This was a big hit in the staffroom today and was just what we needed to keep us going through the craziness of working in a school as Christmas approaches! I had been given lots of bananas that were past their best so investigated a whole host of banana cake recipes. I found this one on the BBC Good Food website and thought it would make a change from traditional banana bread. It has a very moist texture and is quick and easy to make. The original recipe uses chewy toffees but I had some fudge that needed using up so swapped the toffee for fudge. You can also swap the toffee yogurt for fudge yogurt depending on what you can find in the shops. I also didn’t have the exact amounts of pecans or fudge but it still worked just as well. You will need a 900g (2lb) loaf tin.
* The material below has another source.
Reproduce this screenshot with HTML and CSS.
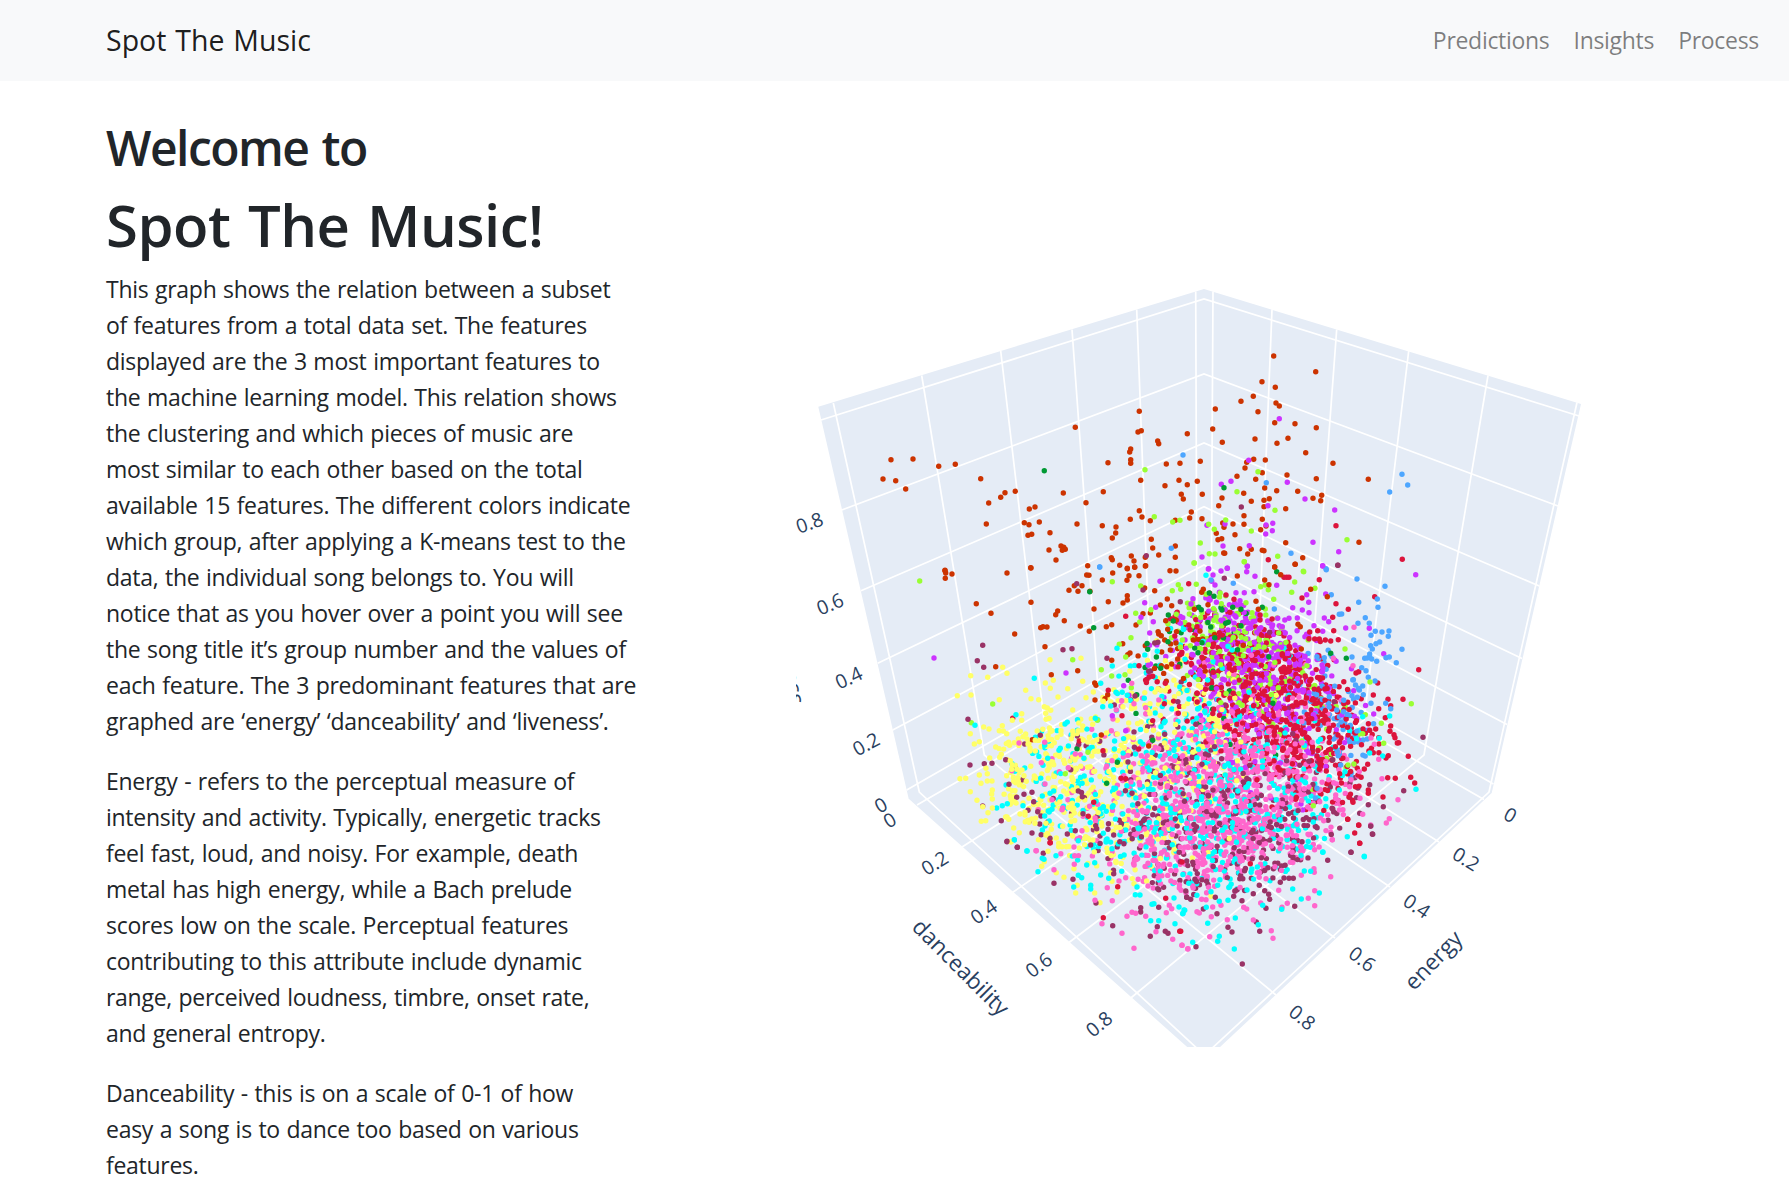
FILE: index.html
```html
<!DOCTYPE html>
<html lang="en">
<head>
<meta charset="utf-8">
<title>Spot The Music</title>
<link rel="stylesheet" href="styles.css">
</head>
<body>
<nav class="navbar">
  <a class="brand">Spot The Music</a>
  <div class="links"><a class="l1">Predictions</a><a class="l2">Insights</a><a class="l3">Process</a></div>
</nav>
<main class="content">
  <section class="intro">
    <h2>Welcome to</h2>
    <h1>Spot The Music!</h1>
    <p>This graph shows the relation between a subset<br>of features from a total data set. The features<br>displayed are the 3 most important features to<br>the machine learning model. This relation shows<br>the clustering and which pieces of music are<br>most similar to each other based on the total<br>available 15 features. The different colors indicate<br>which group, after applying a K-means test to the<br>data, the individual song belongs to. You will<br>notice that as you hover over a point you will see<br>the song title it’s group number and the values of<br>each feature. The 3 predominant features that are<br>graphed are ‘energy’ ‘danceability’ and ‘liveness’.</p>
    <p>Energy - refers to the perceptual measure of<br>intensity and activity. Typically, energetic tracks<br>feel fast, loud, and noisy. For example, death<br>metal has high energy, while a Bach prelude<br>scores low on the scale. Perceptual features<br>contributing to this attribute include dynamic<br>range, perceived loudness, timbre, onset rate,<br>and general entropy.</p>
    <p>Danceability - this is on a scale of 0-1 of how<br>easy a song is to dance too based on various<br>features.</p>
  </section>
  <svg class="chart" width="820" height="847" viewBox="796 200 820 847">
    <polygon class="walls" points="1204,289 1581,404 1491.7,793 1204,1062 908.7,798.7 818.3,406.7"/>
    <g class="grid">
      <polyline points="821,420 1204,299 1579,416"/>
      <polyline points="841.7,510 1204,374 1558,506"/>
      <polyline points="861,590.7 1204,443 1539.3,586"/>
      <polyline points="877.7,663.3 1204,506.7 1522,658.5"/>
      <polyline points="892.7,730 1204,565 1507,724.5"/>
      <polyline points="906.7,790 1204,619 1493.5,784"/>
      <polyline points="833.3,403 919.3,792 1201,1052"/>
      <polyline points="921.7,375.5 984.3,755 1276,995"/>
      <polyline points="1000.7,351 1044,720 1335,938"/>
      <polyline points="1072,329.5 1098,689 1390,887"/>
      <polyline points="1136.7,309.5 1150,660 1439,842"/>
      <polyline points="1195.7,291.5 1197,635 1484,799.5"/>
      <polyline points="1213,291.5 1211,635 917,805"/>
      <polyline points="1272,309.5 1258,660 962,847"/>
      <polyline points="1336.7,329.5 1310,689 1011,893.5"/>
      <polyline points="1408.7,351 1364,720 1065.7,945"/>
      <polyline points="1488,375.5 1424,755 1126,1002"/>
      <polyline points="1577,402.5 1489,792 1208,1052"/>
    </g>
    <g id="points"></g>
    <g class="tick">
      <text transform="translate(809.5 522.7) rotate(-20)" dy=".36em">0.8</text>
      <text transform="translate(830 604) rotate(-23)" dy=".36em">0.6</text>
      <text transform="translate(848.7 677.7) rotate(-25)" dy=".36em">0.4</text>
      <text transform="translate(866 744) rotate(-28)" dy=".36em">0.2</text>
      <text transform="translate(880.7 805) rotate(-30)" dy=".36em">0</text>
      <text transform="translate(889.7 820) rotate(-31)" dy=".36em">0</text>
      <text transform="translate(934.7 863) rotate(-32)" dy=".36em">0.2</text>
      <text transform="translate(983.7 911.7) rotate(-35)" dy=".36em">0.4</text>
      <text transform="translate(1038.7 965) rotate(-37)" dy=".36em">0.6</text>
      <text transform="translate(1099 1024) rotate(-40)" dy=".36em">0.8</text>
      <text transform="translate(1510.3 815) rotate(30)" dy=".36em">0</text>
      <text transform="translate(1466 859) rotate(32)" dy=".36em">0.2</text>
      <text transform="translate(1416.7 906) rotate(34)" dy=".36em">0.4</text>
      <text transform="translate(1362.3 959) rotate(37)" dy=".36em">0.6</text>
      <text transform="translate(1302.3 1017.3) rotate(39)" dy=".36em">0.8</text>
    </g>
    <g class="axis">
      <text transform="translate(960 968) rotate(45)" dy=".3em">danceability</text>
      <text transform="translate(1434 961) rotate(-46)" dy=".3em">energy</text>
      <text transform="translate(790 706) rotate(77)">liveness</text>
    </g>
  </svg>
</main>
<script src="chart.js"></script>
</body>
</html>
```
FILE: styles.css
```css
* { box-sizing: border-box; }
body {
  margin: 0;
  background: #fff;
  color: #212529;
  font: 400 23px/36px "Open Sans", "Noto Sans", sans-serif;
  height: 1198px;
  overflow: hidden;
}
.navbar {
  height: 81px;
  padding: 0 30px 2px 106px;
  background: #f8f9fa;
  display: flex;
  align-items: center;
  justify-content: space-between;
}
.brand { font-size: 28.5px; color: rgba(0, 0, 0, .9); letter-spacing: 0; word-spacing: 1.5px; }
.links { display: flex; gap: 24px; color: rgba(0, 0, 0, .5); letter-spacing: -.3px; }
.content { display: flex; align-items: flex-start; }
.intro {
  width: 690px;
  flex: none;
  margin-right: 106px;
  padding: 38px 0 0 106px;
  white-space: nowrap;
}
h1, h2 { margin: 0 0 12px; font-weight: 600; line-height: 1.2; }
h2 { font-size: 48px; line-height: 58px; letter-spacing: -1.5px; word-spacing: 2px; }
h1 { font-size: 58px; line-height: 72px; letter-spacing: -.5px; word-spacing: 3px; margin-bottom: 10px; }
p { margin: 0 0 24px; letter-spacing: -.28px; word-spacing: .9px; }
.chart { display: block; flex: none; margin-top: 119px; overflow: hidden; }
.walls { fill: #e5ecf6; }
.grid { fill: none; stroke: #fff; stroke-width: 1.7; }
.tick, .axis { fill: #2a3f5f; font-family: "Open Sans", sans-serif; font-weight: 500; }
.tick { font-size: 19.5px; text-anchor: middle; }
.axis { font-size: 22.5px; }
.axis text { text-anchor: middle; }
.axis text:last-child { text-anchor: end; }
```
FILE: chart.js
```js
const colors = {
  o: '#cc3300', r: '#dc143c', v: '#cc33ff', l: '#99ff33', c: '#00ffff',
  y: '#ffff66', p: '#ff66cc', m: '#993366', b: '#4da6ff', g: '#009933'
};

// Outlying songs, stored per tile in thirds of a pixel from the tile origin.
const tiles = [
  { at: [790, 270], pts: {
    o: '303,569 369,567 446,589 496,583 279,627 317,632 347,657 572,626 596,699 632,682 645,668 676,664 589,762 718,717 735,711 703,758 717,764 748,756 714,796 725,793 780,788 777,840 813,828 821,832 826,838 817,841 798,870 722,893 820,669 861,762 856,472 888,698 940,665 954,578 1048,424 1044,486 1054,482 1022,537 1019,546 1022,569 1022,580 1103,513 1106,521 1129,582 1170,580 1052,631 1125,647 1167,631 1174,673 1180,687 1048,722 1056,741 1081,752 1021,748 937,767 978,771 977,789 967,804 1084,808 1088,834 1024,858 1032,873 1034,891 1066,862 1066,888 1106,855 1156,828 1156,862 964,863 967,869 989,886 1012,895 893,887 1156,751 465,901',
    g: '763,602', b: '1179,555 1144,835 929,891', l: '1065,599 1093,740 1170,751 1148,756', m: '1069,857' } },
  { at: [1180, 270], pts: {
    o: '281,258 407,305 246,335 286,352 220,379 183,394 288,399 298,408 234,425 106,417 98,477 127,517 22,491 284,458 345,461 409,473 225,507 291,520 324,505 377,548 61,574 221,568 200,577 256,570 195,594 247,608 171,619 227,628 321,615 409,626 459,580 565,628 52,634 22,644 67,673 126,684 116,707 191,670 214,694 254,654 290,662 353,664 252,691 268,686 252,710 317,716 399,685 425,676 422,692 34,726 29,744 66,746 192,737 247,748 128,759 132,772 159,762 192,763 242,779 258,768 109,790 114,809 125,806 165,794 317,818 537,817 179,836 214,838 203,852 131,849 134,850 247,841 252,842 345,883 368,863 284,891',
    r: '468,767 667,868 265,869',
    v: '298,446 206,571 153,634 124,643 322,637 375,687 264,707 464,720 81,766 135,762 258,765 278,760 277,782 257,792 399,817 476,845 129,828 208,827 66,861 202,889 142,895 85,897 428,887',
    l: '234,605 171,665 285,721 137,750 86,763 103,778 214,783 61,819 88,851 105,852 43,879 193,875 293,859 501,809 370,904',
    b: '666,613 683,645 629,666 259,638 333,850 438,896', g: '132,653', m: '184,711 473,886' } },
  { at: [790, 560], pts: {
    o: '465,32 467,39 486,42 466,55 559,131 603,160 651,39 723,24 723,127 674,222 765,260 797,164 803,153 823,182 752,203 759,200 771,201 871,198 898,214 949,200 965,194 890,45 897,46 853,77 876,77 837,91 864,94 900,94 912,147 937,60 968,39 955,125 999,129 1012,107 1012,120 1017,47 1011,61 1047,47 1012,26 1034,22 1067,17 1064,84 1059,161 1081,159 1038,195 1094,92 1140,32 1158,33 1132,117 1111,135 1145,137 1127,182 1159,181 1133,208 1106,222 1114,227 1124,240 1158,249 1141,270 1115,276 998,251 1013,284 1020,279 965,301 863,332 784,344 617,320 914,369 918,376 915,420 945,416 953,404 934,525 727,539 1076,558 1163,297 1145,312 1130,320',
    l: '389,63 608,432 544,488 848,299 967,65 1052,78 1037,160 1049,186 1023,233 988,253 1007,291 934,329 965,348 1005,344 1024,383 922,481 894,577 826,641 1165,74 1147,92 1172,88 1159,163 1083,149 1177,240',
    v: '432,294 828,339 1110,64 1064,128 1097,142 1053,172 1090,185 1079,219 1001,377 1017,406 1075,316 967,467 1007,512',
    b: '929,21',
    g: '911,203 899,95 1135,165 1150,183 1073,268 1015,361 1040,404 861,566 950,670 982,607 1088,541 1112,325 1134,245',
    m: '578,256 562,302 581,322 534,478 819,269 846,266 951,295 860,71 1059,90 1094,249 1171,125 1076,334 1035,408 973,435 751,526 704,552 540,615 583,611 606,610 647,599 657,673 680,712 702,703 726,697 731,725 714,751 743,755 753,768 749,792 634,782 651,845 682,862 726,819 578,738 842,629 929,544 866,553 877,710 865,693 879,761 832,822 856,812 780,835 760,880 920,806 902,855 971,825',
    r: '1007,169 668,475 1047,317 955,391 868,543 939,572 1046,567 996,467 781,848 993,655 1007,656 1078,351 1088,349 895,769 911,727 1123,431 1126,370',
    c: '733,355 678,464 555,496 825,492 916,475 981,265 967,318 932,370 978,397 962,438 1102,274 1012,406 620,744 637,737 652,731 699,737 711,873 673,840 764,556 807,571 811,565 704,624 752,655 763,673 666,611 759,616 773,595 757,708 764,768 765,798 780,700 791,693 812,710 1181,208',
    y: '780,299 873,295 638,322 651,340 542,347 593,352 502,407 543,405 628,419 707,391 723,416 746,419 766,369 781,385 790,361 833,386 804,411 878,364 888,413 910,396 1019,334 763,440 772,444 782,451 767,460 777,475 768,478 848,450 695,461 695,481 667,481 637,497 581,501 597,507 628,512 640,513 650,521 541,521 568,545 553,552 617,561 634,583 599,594 588,625 568,645 592,641 510,656 527,655 573,670 592,663 606,663 541,695 561,721 607,690 605,702 607,717 607,744 594,758 574,784 587,782 578,740 691,514 707,522 699,530 711,537 685,537 736,541 714,552 720,564 720,573 736,573 661,602 667,614 665,628 681,628 696,630 722,619 670,652 684,653 702,647 677,668 685,664 709,664 733,648 667,692 675,692 661,707 675,727 647,771 656,778 671,804 688,818 663,845 651,771 705,757 690,762 717,787 725,777 786,512 813,512 813,523 848,514 849,524 878,498 908,493 940,424 788,606 791,614 824,610 821,601 855,600 848,591 893,546 880,540 908,546 920,540 775,655 792,649 812,665 832,674 761,736 780,720 846,652 872,619 831,702 851,745 822,757 843,768 818,799 784,808 773,820 799,834 806,860 868,864 848,828 887,830 768,790 735,790',
    p: '764,547 687,549 754,608 765,672 739,872 818,744 856,582 835,623 786,719 816,749 876,812 852,861 995,422 979,450 966,602 1025,370 1032,431' } },
  { at: [1180, 560], pts: {
    v: '707,44 611,281 568,205 433,174 446,185 497,204 428,18 437,102 402,197 428,214 380,104 386,127 367,150 387,158 338,143 290,76 202,19 225,49 200,35 142,25 86,26 123,33 99,45 95,64 105,75 327,175 352,174 293,175 307,200 193,98 168,98 222,95 164,130 180,122 171,135 39,116 33,132',
    r: '716,329 669,418 584,110 418,59 468,131 505,148 458,172 461,212 475,239 413,212 389,216 366,114 312,52 320,52 327,52 26,71 593,369 580,405 624,418 632,437 596,446 616,473 632,498 630,514 642,524 645,533 652,549 656,548 685,589 692,652 704,669 609,711 623,653 646,655 625,587 618,594 553,627 580,578 587,507 556,520 549,507 565,690 565,700 507,711 519,727 536,795 524,819 539,850 503,778 418,237 436,240 452,243 387,236 536,335 240,180 162,118 138,105',
    b: '531,57 615,79 592,117 594,142 536,127 485,162 478,163 556,173 534,190 568,190 586,214 606,216 627,213 625,229 573,226 521,240 666,268 599,246 588,251 572,257 577,267 569,282 554,295 562,294 569,291 575,297 590,304 618,293 628,291 649,308 516,291 545,323 558,332 565,352 548,378 550,404 532,412 573,430 617,430 632,446 585,363 535,385 439,29 454,104 160,70 93,60 283,147 411,290 433,293 516,407 482,615 411,685',
    m: '729,532 474,16 671,692 610,740 572,798 577,822 513,877 565,734 569,674 539,760 133,55 269,217',
    l: '694,431 570,366 495,267 611,550 548,521 556,464 604,490 344,66 371,35 193,5 42,9 49,73 335,97 265,89 281,118 242,80 256,75 504,615 522,612 400,737 405,85 28,162 256,147 198,128',
    g: '290,35 88,99 102,109 56,142 64,149 158,142 126,150 183,148 247,142 452,280 499,295 145,187 137,190 92,201 183,197 104,233 66,248 54,278',
    o: '346,13 284,21 302,44 172,48 254,60 267,74 392,88 442,110 70,88 65,97 228,124 235,148 43,148 354,193 361,200 60,213 40,240 364,267 190,256',
    c: '78,46 629,468 569,579 608,588 708,688 502,830 553,889 478,690 495,635 548,470 10,208 144,259 428,877 400,786',
    p: '522,202 519,317 654,719 606,656 628,776 619,789 596,598 583,553 540,715 509,680 457,839 548,763 460,295 431,782 443,764 572,795 467,705' } },
  { at: [790, 800], pts: {
    y: '822,232 857,279 914,279 930,308 981,276 763,185 755,199 799,218 852,206 774,154 663,125 806,130 768,105 816,140 862,256 966,244 1032,251',
    c: '744,215 711,153 673,119 865,226 875,233 851,261 902,256 902,267 995,214 1041,261 1036,284 1050,285 1086,313 1092,311 1082,362 1106,362 1155,371 1179,340 1182,330 1167,321 757,175 762,178 798,167 932,225 956,235 1152,294 890,195',
    m: '792,250 849,238 918,309 968,377 1052,323 1052,336 1081,409 1102,380 1126,394 1134,400 1106,322 1103,266 651,124 682,142 971,221 1190,292',
    r: '780,128 940,353 983,260 1127,295 1169,394 1176,186',
    p: '738,152 792,209 915,301 967,302 952,263 987,243 1007,233 936,371 996,400 1032,445 1011,349 1026,337 1037,340 1067,349 1098,395 1148,418 1176,436 1194,446 1129,338 1145,326 1138,316 854,167 853,193 1074,258 1168,264' } },
  { at: [1180, 800], pts: {
    m: '513,157 443,181 578,103 572,78 340,235 327,235 312,234 344,319 301,247 266,283 269,298 258,325 238,256 254,272 186,302 111,341 144,382 156,396 229,366 239,394 187,492 48,440 70,327 161,289 220,281 32,298 20,292 106,292',
    p: '452,230 457,119 402,206 403,217 404,272 385,295 404,317 322,310 306,322 296,271 274,392 279,415 220,360 142,359 89,410 23,447 6,436 191,322 200,327 242,309 94,350 51,335 58,339 123,316 98,321 65,298 78,299 364,226',
    c: '553,170 429,156 418,279 392,214 373,213 364,297 338,267 305,328 235,374 248,316 166,354 118,409 113,424 163,447 38,427 83,370 14,331 8,341 79,322 118,304 144,301 93,275 201,270 149,260 113,256',
    r: '539,130 536,76 2,394 211,191 503,58' } }
];

// Dense clusters: colour, count, centre, spread along x and y, slant.
const clusters = [
  ['v', 460, 1250, 658, 46, 42, .6], ['l', 210, 1240, 650, 46, 36, .6],
  ['r', 680, 1278, 700, 54, 44, .45], ['b', 80, 1342, 705, 22, 28, .3],
  ['p', 860, 1222, 812, 68, 50, -.05], ['p', 150, 1245, 745, 50, 30, 0],
  ['m', 400, 1235, 825, 78, 58, 0], ['c', 520, 1190, 800, 85, 54, .05],
  ['c', 60, 1190, 690, 50, 40, .3],
  ['y', 280, 1085, 800, 50, 45, .4], ['y', 200, 1170, 725, 50, 42, .2],
  ['g', 30, 1210, 640, 45, 48, .2], ['o', 30, 1190, 640, 38, 28, 0]
];
const hull = [[990, 745], [1090, 715], [1112, 675], [1145, 645], [1182, 605], [1215, 590], [1290, 622], [1350, 660],
  [1372, 705], [1384, 745], [1360, 795], [1342, 827], [1300, 866], [1262, 885], [1240, 895], [1180, 898],
  [1125, 878], [1080, 866], [1040, 842], [1000, 805]];

let seed = 20417;
const rand = () => {
  seed = (seed * 1664525 + 1013904223) % 4294967296;
  return seed / 4294967296;
};
const gauss = () => Math.sqrt(-2 * Math.log(rand() + 1e-9)) * Math.cos(2 * Math.PI * rand());
const inside = (x, y) => {
  let hit = false;
  for (let i = 0, j = hull.length - 1; i < hull.length; j = i++) {
    const [ax, ay] = hull[i], [bx, by] = hull[j];
    if ((ay > y) !== (by > y) && x < (bx - ax) * (y - ay) / (by - ay) + ax) hit = !hit;
  }
  return hit;
};

const songs = [];
for (const [color, count, cx, cy, sx, sy, slant] of clusters) {
  let placed = 0, tries = 0;
  while (placed < count && tries++ < count * 8) {
    const dx = gauss() * sx;
    const x = cx + dx, y = cy + gauss() * sy + dx * slant;
    if (!inside(x, y)) continue;
    songs.push([x, y, color, rand()]);
    placed++;
  }
}
songs.sort((a, b) => a[3] - b[3]);
for (const { at, pts } of tiles) {
  for (const color in pts) {
    for (const pair of pts[color].split(' ')) {
      const [x, y] = pair.split(',').map(Number);
      songs.push([at[0] + x / 3, at[1] + y / 3, color]);
    }
  }
}

const layer = document.getElementById('points');
for (const [x, y, color] of songs) {
  const dot = document.createElementNS('http://www.w3.org/2000/svg', 'circle');
  dot.setAttribute('cx', x.toFixed(1));
  dot.setAttribute('cy', y.toFixed(1));
  dot.setAttribute('r', 2.7);
  dot.setAttribute('fill', colors[color]);
  layer.appendChild(dot);
}
```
2 -3 ripe bananas (mashed, about 200g peeled weight)
2 medium eggs (beaten)
100g butter (melted)
100g toffee or fudge yogurt
100g light muscovado sugar
200g self-raising flour
½ teaspoon baking powder
100g pecans (roughly chopped)
150g chewy toffees or fudge (roughly chopped)
1) Heat the oven to 160C/Fan 140C/Gas 3. Butter and line the base of a 900g loaf tin.
2) Mix together the bananas, eggs, butter, yogurt and sugar, until well combined.
3) Sift the flour and baking powder together and fold into the mixture, then fold in three-quarters of the pecan nuts and half the toffees.
4) Spoon the mixture into the tin and level the top. Sprinkle on the remaining nuts and toffees.
5) Bake for 50-55 mins until the loaf is risen and feels springy. Cool in the tin, then remove and peel off the lining. The loaf will keep, wrapped, in an airtight container, for up to 3-4 days (if it lasts that long!)